Pull out from the material below all lines with "index".

◇ ◇ ◇

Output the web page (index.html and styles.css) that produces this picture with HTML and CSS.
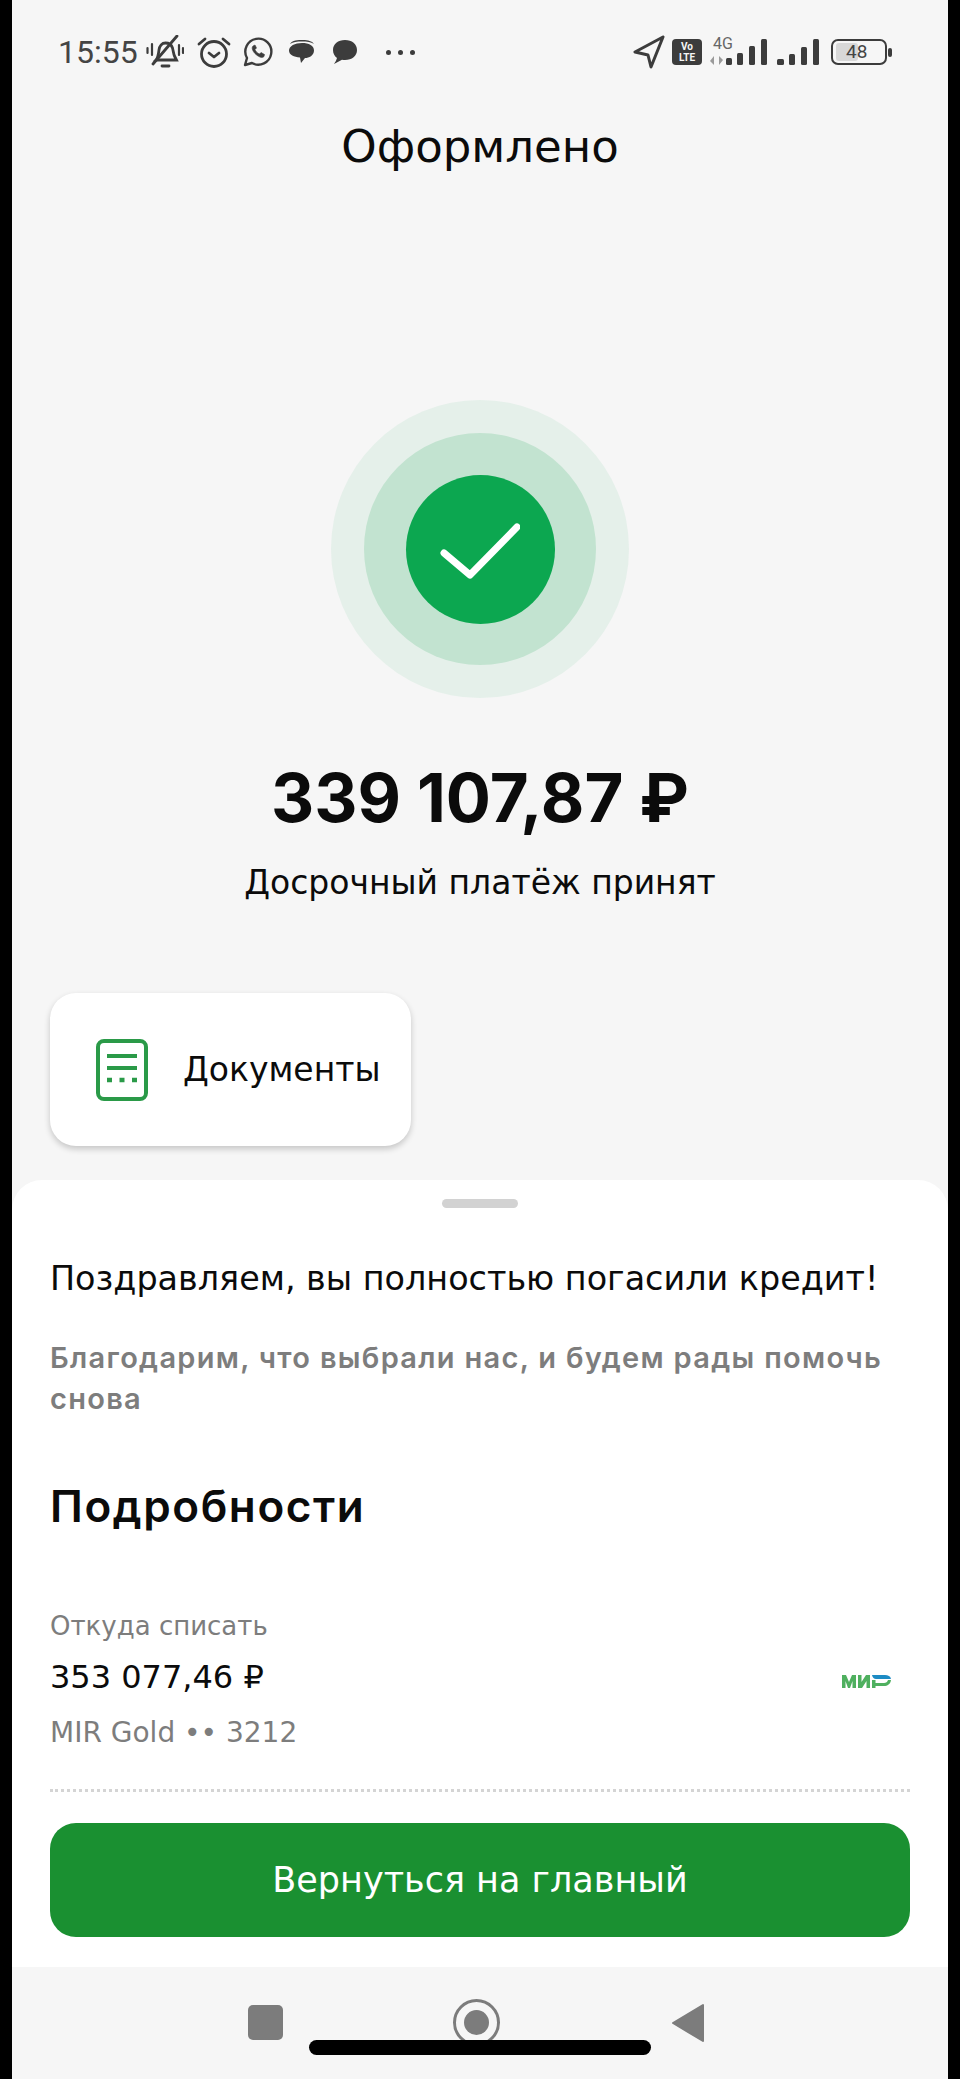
FILE: index.html
```html
<!DOCTYPE html>
<html lang="ru">
<head>
    <meta charset="UTF-8">
    <meta name="viewport" content="width=device-width, initial-scale=1.0">
    <title>Оформлено</title>
    <link rel="stylesheet" href="styles.css">
</head>
<body>
    <div class="phone">
        <div class="status">
            <div class="status-left">
                <span class="time">15:55</span>
                <svg class="ic-bell" width="38" height="34" viewBox="0 0 38 34" fill="none" stroke="#3c3c3c" stroke-width="2.8" stroke-linecap="round">
                    <path d="M10 25c2-2 2.500-6 3-10 .5-4 3-7 6.500-7s6 2 7 5c.8 3 1 6 2 8l2 4z"/>
                    <path d="M7 29L31 1"/>
                    <path d="M16 31h7"/>
                    <path d="M1.500 13v5M6 9v11M33 10v10M37 13v5" stroke-width="2.200"/>
                </svg>
                <svg class="ic-alarm" width="34" height="34" viewBox="0 0 34 34" fill="none" stroke="#3c3c3c" stroke-width="2.8" stroke-linecap="round" stroke-linejoin="round">
                    <circle cx="17" cy="19" r="12.500"/>
                    <path d="M12 18l5 4 5-4"/>
                    <path d="M2 9l6-5M32 9l-6-5"/>
                </svg>
                <svg class="ic-wa" width="30" height="30" viewBox="0 0 30 30" fill="none" stroke="#3c3c3c" stroke-width="2.400" stroke-linejoin="round">
                    <path d="M2 28l2-7A13 13 0 1 1 9 26z"/>
                    <path d="M10 9c-2 2 0 6 3 8.500s6 4 8 2l.5-2-3.500-2-1.500 1.500c-2-.5-4-3-4.500-4.500l1.500-1.500-1.500-3z" fill="#3c3c3c" stroke-width="0.600"/>
                </svg>
                <svg class="ic-msg" width="28" height="28" viewBox="0 0 28 28" fill="#3c3c3c">
                    <path d="M2 6c2-4 8-4 13-4s9 1 11 4c-3-2-7-2.500-12-2.500S5 4 2 6z"/>
                    <path d="M14 5c7 0 12 2.500 12 7.500S21 20 17 20l-4 5-1-5.500C6 19 1 17 1 12.500S7 5 14 5z"/>
                </svg>
                <svg class="ic-msg2" width="26" height="26" viewBox="0 0 26 26" fill="#3c3c3c">
                    <path d="M13 1c7 0 12 4 12 10s-5 10-12 10c-1 0-2 0-3-.2L2 25c1.500-2 2.500-4 3-6-2.500-2-4-4.500-4-8C1 5 6 1 13 1z"/>
                </svg>
                <span class="more"><i></i><i></i><i></i></span>
            </div>
            <div class="status-right">
                <svg width="33" height="34" viewBox="0 0 33 34" fill="none" stroke="#3c3c3c" stroke-width="3" stroke-linejoin="round">
                    <path d="M30 2L2 17l13 3 3 12z"/>
                </svg>
                <span class="volte">Vo<br>LTE</span>
                <span class="net">
                    <span class="net-label">4G</span>
                    <svg class="net-arrows" width="14" height="9" viewBox="0 0 14 9" fill="#9a9a9a"><path d="M4 0v9L0 5zM9 0l4 4-4 5z"/></svg>
                </span>
                <svg class="bars" width="41" height="28" viewBox="0 0 41 28" fill="#3c3c3c">
                    <rect x="0" y="20" width="6" height="7" rx="1.500"/>
                    <rect x="11" y="15" width="6" height="12" rx="1.500"/>
                    <rect x="23" y="8" width="6" height="19" rx="1.500"/>
                    <rect x="35" y="1" width="6" height="26" rx="1.500"/>
                </svg>
                <svg class="bars bars-2" width="42" height="28" viewBox="0 0 42 28" fill="#3c3c3c">
                    <rect x="0" y="21" width="7" height="6" rx="1.500"/>
                    <rect x="12" y="16" width="6" height="11" rx="1.500"/>
                    <rect x="24" y="9" width="6" height="18" rx="1.500"/>
                    <rect x="36" y="1" width="6" height="26" rx="1.500"/>
                </svg>
                <span class="battery">
                    <span class="battery-fill"></span>
                    <span class="battery-num">48</span>
                </span>
                <span class="battery-cap"></span>
            </div>
        </div>

        <h1 class="title">Оформлено</h1>

        <div class="top">
            <div class="ring-outer">
                <div class="ring-mid">
                    <div class="ring-inner">
                        <svg width="80" height="60" viewBox="0 0 80 60" fill="none" stroke="#fff" stroke-width="7" stroke-linecap="round" stroke-linejoin="round">
                            <path d="M4 34L30 56L77 8"/>
                        </svg>
                    </div>
                </div>
            </div>
            <div class="amount">339 107,87 ₽</div>
            <div class="subtitle">Досрочный платёж принят</div>
        </div>

        <div class="docs-row">
            <div class="docs-card">
                <svg width="52" height="62" viewBox="0 0 52 62" fill="none" stroke="#2a9a48" stroke-width="4">
                    <rect x="2" y="2" width="48" height="58" rx="6"/>
                    <path d="M11 17h30M11 29h30"/>
                    <path d="M11 41h5M23.500 41h5M36 41h5" stroke-width="4.500"/>
                </svg>
                <span>Документы</span>
            </div>
        </div>

        <div class="sheet">
            <div class="handle"></div>
            <p class="congrats">Поздравляем, вы полностью погасили кредит!</p>
            <p class="thanks">Благодарим, что выбрали нас, и будем рады помочь снова</p>
            <h2 class="details">Подробности</h2>
            <div class="source">
                <div>
                    <div class="source-label">Откуда списать</div>
                    <div class="source-sum">353 077,46 ₽</div>
                    <div class="source-card">MIR Gold •• 3212</div>
                </div>
                <svg class="mir" width="50" height="15" viewBox="0 0 50 15">
                    <path fill="#4fb05f" d="M0 14V1h4l3 7 3-7h4v13h-3.500V7L8 14H6L3.500 7v7zM16 14V1h3.500v7l4.500-7h4v13h-3.500V7L20 14zM30 14V6h3.500v3H42c2 0 3.500-1 4-3h3c-.5 4-3.500 6-7 6h-8.500v2z"/>
                    <path fill="#1d8bc4" d="M30 1h13c3 0 5.500 1 6 4H34c-2 0-3.500-1.500-4-4z"/>
                </svg>
            </div>
            <div class="dots"></div>
            <button class="back" type="button">Вернуться на главный</button>
        </div>

        <div class="nav">
            <span class="nav-square"></span>
            <span class="nav-home"><span></span></span>
            <svg width="34" height="40" viewBox="0 0 34 40" fill="#7c7c7c" stroke="#7c7c7c" stroke-width="2" stroke-linejoin="round">
                <path d="M32 2v36L2 20z"/>
            </svg>
            <div class="home-bar"></div>
        </div>
    </div>
</body>
</html>
```

FILE: styles.css
```css
* {
    padding: 0;
    margin: 0;
    box-sizing: border-box;
}
body {
    background-color: #000;
    font-family: "DejaVu Sans", sans-serif;
    color: #0b0b0b;
}
.phone {
    position: relative;
    width: 936px;
    height: 2079px;
    margin: 0 12px;
    background-color: #f6f6f6;
    display: flex;
    flex-direction: column;
    overflow: hidden;
}

/* status bar */
.status {
    height: 100px;
    padding: 34px 0 0 46px;
    display: flex;
    justify-content: space-between;
    align-items: flex-start;
}
.status-left {
    display: flex;
    align-items: center;
    height: 36px;
}
.time {
    font-family: Roboto, sans-serif;
    font-size: 32px;
    color: #444;
    margin-right: 8px;
}
.ic-alarm {
    margin-left: 13px;
}
.ic-wa {
    margin-left: 12px;
}
.ic-msg {
    margin-left: 15px;
}
.ic-msg2 {
    margin-left: 16px;
}
.more {
    display: flex;
    gap: 7px;
    margin-left: 28px;
}
.more i {
    width: 5px;
    height: 5px;
    border-radius: 50%;
    background-color: #3c3c3c;
}
.status-right {
    display: flex;
    align-items: center;
    height: 36px;
    padding-right: 56px;
}
.volte {
    width: 30px;
    height: 26px;
    margin-left: 6px;
    border-radius: 4px;
    background-color: #3c3c3c;
    color: #f6f6f6;
    font-family: Roboto, sans-serif;
    font-size: 10px;
    font-weight: 700;
    line-height: 11px;
    text-align: center;
    padding-top: 2px;
}
.net {
    position: relative;
    width: 14px;
    height: 30px;
    margin-left: 8px;
}
.net-label {
    position: absolute;
    left: 3px;
    top: -3px;
    font-family: Roboto, sans-serif;
    font-size: 16px;
    color: #666;
}
.net-arrows {
    position: absolute;
    left: 0;
    top: 19px;
}
.bars {
    margin-left: 2px;
}
.bars-2 {
    margin-left: 10px;
}
.battery {
    position: relative;
    width: 56px;
    height: 26px;
    margin-left: 12px;
    border: 2px solid #3c3c3c;
    border-radius: 7px;
}
.battery-fill {
    position: absolute;
    left: 3px;
    top: 2px;
    bottom: 2px;
    width: 22px;
    border-radius: 3px;
    background-color: #d8d8d8;
}
.battery-num {
    position: absolute;
    left: 13px;
    top: 0;
    font-family: Roboto, sans-serif;
    font-size: 19px;
    line-height: 22px;
    color: #444;
}
.battery-cap {
    width: 4px;
    height: 9px;
    margin-left: 1px;
    border-radius: 2px;
    background-color: #3c3c3c;
}

.title {
    text-align: center;
    font-size: 45px;
    font-weight: 400;
    line-height: 60px;
    margin-top: 17px;
    margin-bottom: 1px;
}

/* result block */
.top {
    display: flex;
    flex-direction: column;
    align-items: center;
    margin-top: 222px;
}
.ring-outer {
    width: 298px;
    height: 298px;
    border-radius: 50%;
    background-color: #e5f0ea;
    display: flex;
    align-items: center;
    justify-content: center;
}
.ring-mid {
    width: 232px;
    height: 232px;
    border-radius: 50%;
    background-color: #c2e3d0;
    display: flex;
    align-items: center;
    justify-content: center;
}
.ring-inner {
    width: 149px;
    height: 149px;
    border-radius: 50%;
    background-color: #0ca750;
    display: flex;
    align-items: center;
    justify-content: center;
}
.amount {
    font-family: Inter, sans-serif;
    font-size: 67px;
    font-weight: 700;
    line-height: 90px;
    margin-top: 55px;
}
.subtitle {
    font-size: 33px;
    line-height: 46px;
    margin-top: 17px;
}

.docs-row {
    padding: 87px 0 0 38px;
}
.docs-card {
    width: 361px;
    height: 153px;
    border-radius: 26px;
    background-color: #fff;
    box-shadow: 0 3px 6px rgba(0, 0, 0, 0.2);
    display: flex;
    align-items: center;
    padding-left: 46px;
    gap: 35px;
    font-size: 33px;
}

/* bottom sheet */
.sheet {
    flex: 1;
    margin-top: 34px;
    background-color: #fff;
    border-radius: 30px 30px 0 0;
    padding: 19px 38px 0;
}
.handle {
    width: 76px;
    height: 9px;
    margin: 0 auto;
    border-radius: 5px;
    background-color: #d2d2d2;
}
.congrats {
    font-size: 33.400px;
    line-height: 46px;
    margin-top: 48px;
    white-space: nowrap;
}
.thanks {
    font-family: Inter, sans-serif;
    font-size: 29px;
    font-weight: 600;
    letter-spacing: 1.300px;
    line-height: 41px;
    color: #7d7d7d;
    margin-top: 35px;
}
.details {
    font-family: Inter, sans-serif;
    font-size: 44px;
    font-weight: 600;
    letter-spacing: 1.600px;
    line-height: 60px;
    margin-top: 57px;
}
.source {
    display: flex;
    justify-content: space-between;
    align-items: center;
    margin-top: 72px;
    padding-right: 18px;
}
.source-label {
    font-size: 26px;
    line-height: 36px;
    color: #7d7d7d;
}
.source-sum {
    font-size: 32px;
    line-height: 46px;
    margin-top: 10px;
}
.source-card {
    font-size: 28px;
    line-height: 40px;
    color: #7d7d7d;
    margin-top: 13px;
}
.mir {
    margin-top: 2px;
}
.dots {
    margin-top: 36px;
    border-top: 3px dotted #d4d4d4;
}
.back {
    display: block;
    width: 860px;
    height: 114px;
    margin-top: 31px;
    border: none;
    border-radius: 26px;
    background-color: #1a9031;
    color: #fff;
    font-family: inherit;
    font-size: 35px;
    cursor: pointer;
}

/* nav bar */
.nav {
    position: relative;
    height: 112px;
    flex-shrink: 0;
    padding: 38px 0 0 236px;
    display: flex;
    align-items: flex-start;
}
.nav-square {
    width: 35px;
    height: 35px;
    border-radius: 5px;
    background-color: #7c7c7c;
}
.nav-home {
    width: 47px;
    height: 47px;
    margin-left: 170px;
    margin-top: -6px;
    border: 3px solid #7c7c7c;
    border-radius: 50%;
    display: flex;
    align-items: center;
    justify-content: center;
}
.nav-home span {
    width: 25px;
    height: 25px;
    border-radius: 50%;
    background-color: #7c7c7c;
}
.nav svg {
    margin-left: 171px;
    margin-top: -2px;
}
.home-bar {
    position: absolute;
    left: 297px;
    top: 73px;
    width: 342px;
    height: 15px;
    border-radius: 8px;
    background-color: #000;
}
```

◇ ◇ ◇

RESPONSE TO THE EXERCISE:
Output the web page (index.html and styles.css) that produces this picture with HTML and CSS.
FILE: index.html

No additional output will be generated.